Even though the Pakistan Army had launched Op Zarb-e-Azb in June this year, and claim that it had eliminated over a thousand militants before the Peshawar school attack, it was evident that certain groups were not being targeted. The Haqqani group and Lashkar-e-Taiba (LeT) are the most prominent in this category. After the Peshawar attack, Hafiz Saeed first described it as “not in keeping with Islam” and later blamed the Afghan and Indian intelligence agencies for having orchestrated it, a claim echoed by Gen. Musharraf too. This shows how easily Pakistan can slip into the denial mode which it has successfully employed to sell the virtues of the “good Taliban” for the last decade.

The temptations to do so are great. It has been the tried and tested path and has helped Pakistan keep its favoured jihadi groups alive for covert operations in India and Afghanistan. True, some like the TTP and Mullah Fazlullah have morphed into anti-Pakistan elements but there is a belief that this can be managed. Pakistani Chief of Army Staff, Gen. Raheel Sharif concluded a successful visit to the U.S. in November, a far cry from May 2011 when the U.S. struck Osama bin Laden in Abbottabad without taking the Pakistanis on board. In deference to Pakistani concerns, drone strikes have come down from 73 in 2011 to 22 in 2014. U.S. dependence on Pakistan has gone up as it ends its combat role in Afghanistan and realises Pakistan’s importance in bringing about the “reconciliation”. It owes gratitude to Pakistan for Zarb-e-Azb and believes that with President Ashraf Ghani in Kabul, there are brighter prospects for a Pakistan-Afghan entente cordiale.

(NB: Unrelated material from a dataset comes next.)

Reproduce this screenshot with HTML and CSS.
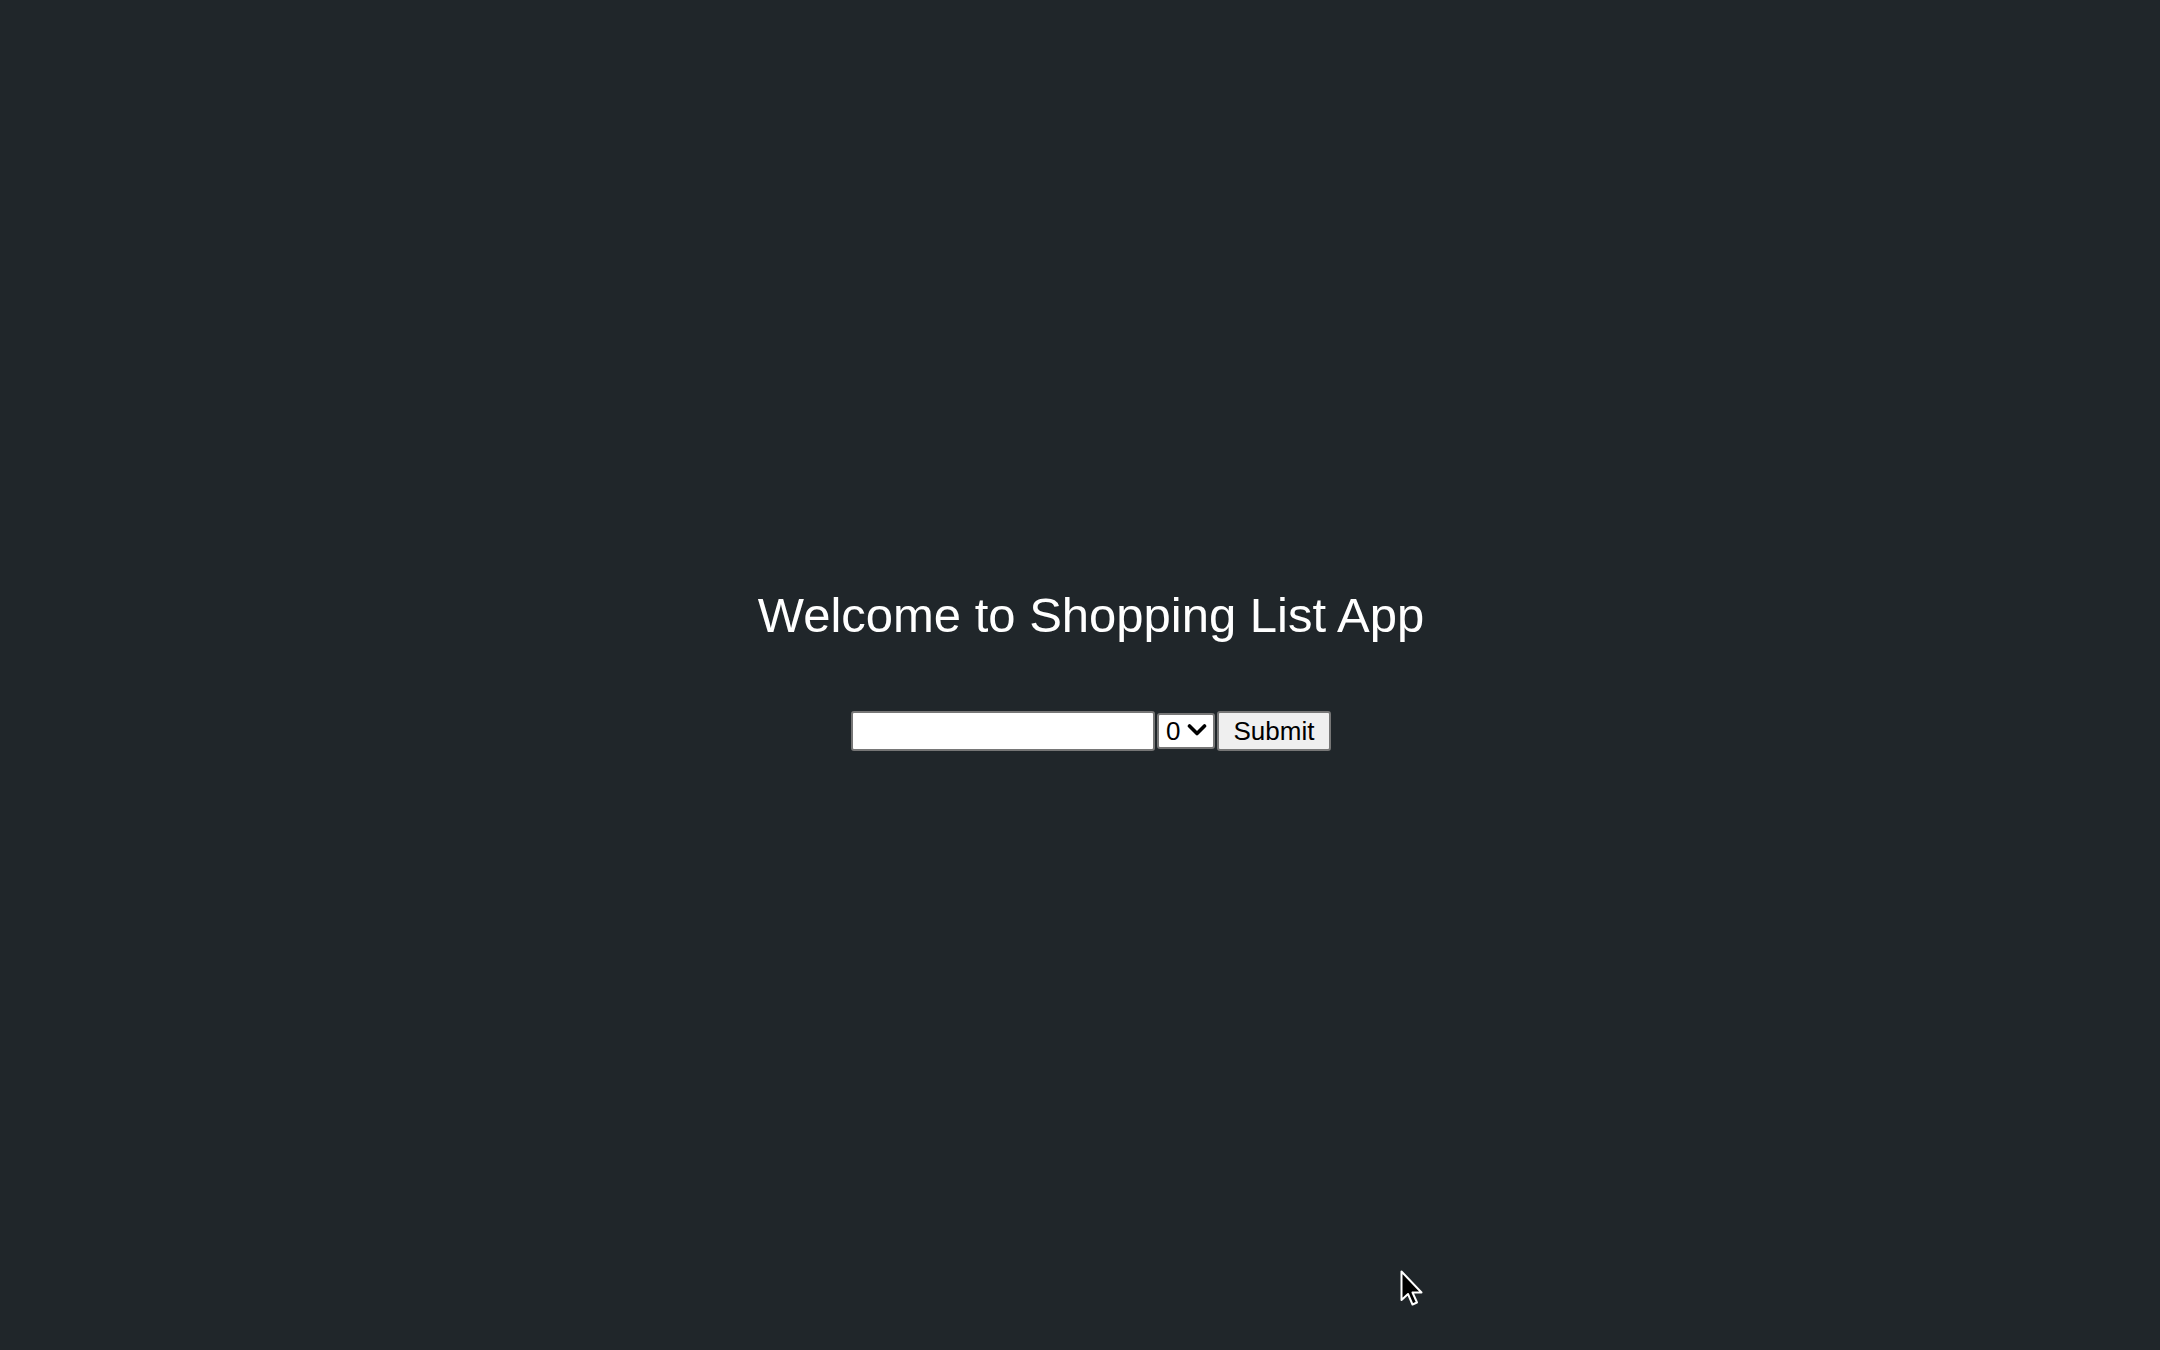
FILE: index.html
```html
<!DOCTYPE html>
<html lang="en">
<head>
<meta charset="utf-8">
<title>Shopping List App</title>
<link rel="stylesheet" href="styles.css">
</head>
<body>
<main class="app">
  <h1 class="title">Welcome to Shopping List App</h1>
  <form class="form">
    <input class="item-input" type="text">
    <div class="select-wrap">
      <select class="qty"><option>0</option><option>1</option><option>2</option></select>
      <svg class="chev" width="20" height="12" viewBox="0 0 20 12"><polyline points="2.5,2 10,9.5 17.5,2" fill="none" stroke="#000" stroke-width="3.6" stroke-linecap="round" stroke-linejoin="round"/></svg>
    </div>
    <button class="submit" type="button">Submit</button>
  </form>
</main>
<svg class="cursor" width="26" height="40" viewBox="0 0 26 40">
  <path d="M1.5 1.5 L1.5 30 L8 24 L12.5 34.5 L17 32.5 L12.5 22.5 L21.5 22.5 Z" fill="#000" stroke="#fff" stroke-width="2" stroke-linejoin="round"/>
</svg>
</body>
</html>
```
FILE: styles.css
```css
html, body {
  margin: 0;
  padding: 0;
  height: 100%;
}
body {
  background: #20262a;
  font-family: "Liberation Sans", Arial, sans-serif;
  overflow: hidden;
}
.app {
  display: flex;
  flex-direction: column;
  align-items: center;
  padding-top: 587px;
  padding-left: 22px;
}
.title {
  margin: 0;
  font-size: 49px;
  font-weight: normal;
  color: #ffffff;
  line-height: 57px;
}
.form {
  display: flex;
  align-items: center;
  gap: 2px;
  margin-top: 67px;
}
.item-input {
  box-sizing: border-box;
  width: 304px;
  height: 40px;
  border: 2px solid #767676;
  border-radius: 3px;
  background: #ffffff;
  padding: 0 4px;
  font-size: 26px;
  font-family: "Liberation Sans", Arial, sans-serif;
  margin: 0;
}
.select-wrap {
  position: relative;
  width: 58px;
  height: 36px;
}
.qty {
  appearance: none;
  -webkit-appearance: none;
  box-sizing: border-box;
  width: 58px;
  height: 36px;
  border: 2px solid #767676;
  border-radius: 3px;
  background: #ffffff;
  font-size: 26px;
  font-family: "Liberation Sans", Arial, sans-serif;
  color: #000;
  padding: 0 0 0 7px;
  margin: 0;
}
.chev {
  position: absolute;
  left: 30px;
  top: 11px;
  pointer-events: none;
}
.submit {
  box-sizing: border-box;
  width: 114px;
  height: 40px;
  border: 2px solid #767676;
  border-radius: 3px;
  background: #efefef;
  font-size: 26px;
  font-family: "Liberation Sans", Arial, sans-serif;
  color: #000;
  padding: 0;
  margin: 0;
}
.cursor {
  position: absolute;
  left: 1400px;
  top: 1270px;
}
```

On the other hand, if Pakistan genuinely means that there is no distinction between “good and bad Taliban” and consequently, that all Taliban are bad, the Pakistan Army will need to address some difficult questions. For decades, having projected India as the only threat, the Pakistan Army has presented itself as the “army of Islam” and the ultimate guardian of Pakistan’s ideological identity. The political parties and political leaders were shown as weak, corrupt and too short-sighted to be trusted. Today, when it faces an enemy which professes the same faith, and considers itself the purist while painting the Army as the infidel for colluding with the Americans, the Army has to ask itself whether it is an army for Islam or for Pakistan. Will Pakistan be able to discover its nationalism beyond religion? And finally, can the Pakistani elected leadership break the stranglehold of the ISI over its policies towards India and Afghanistan?

As the dust settles, these questions stand over the fresh graves and seek answers which only Pakistani society and its institutions will provide.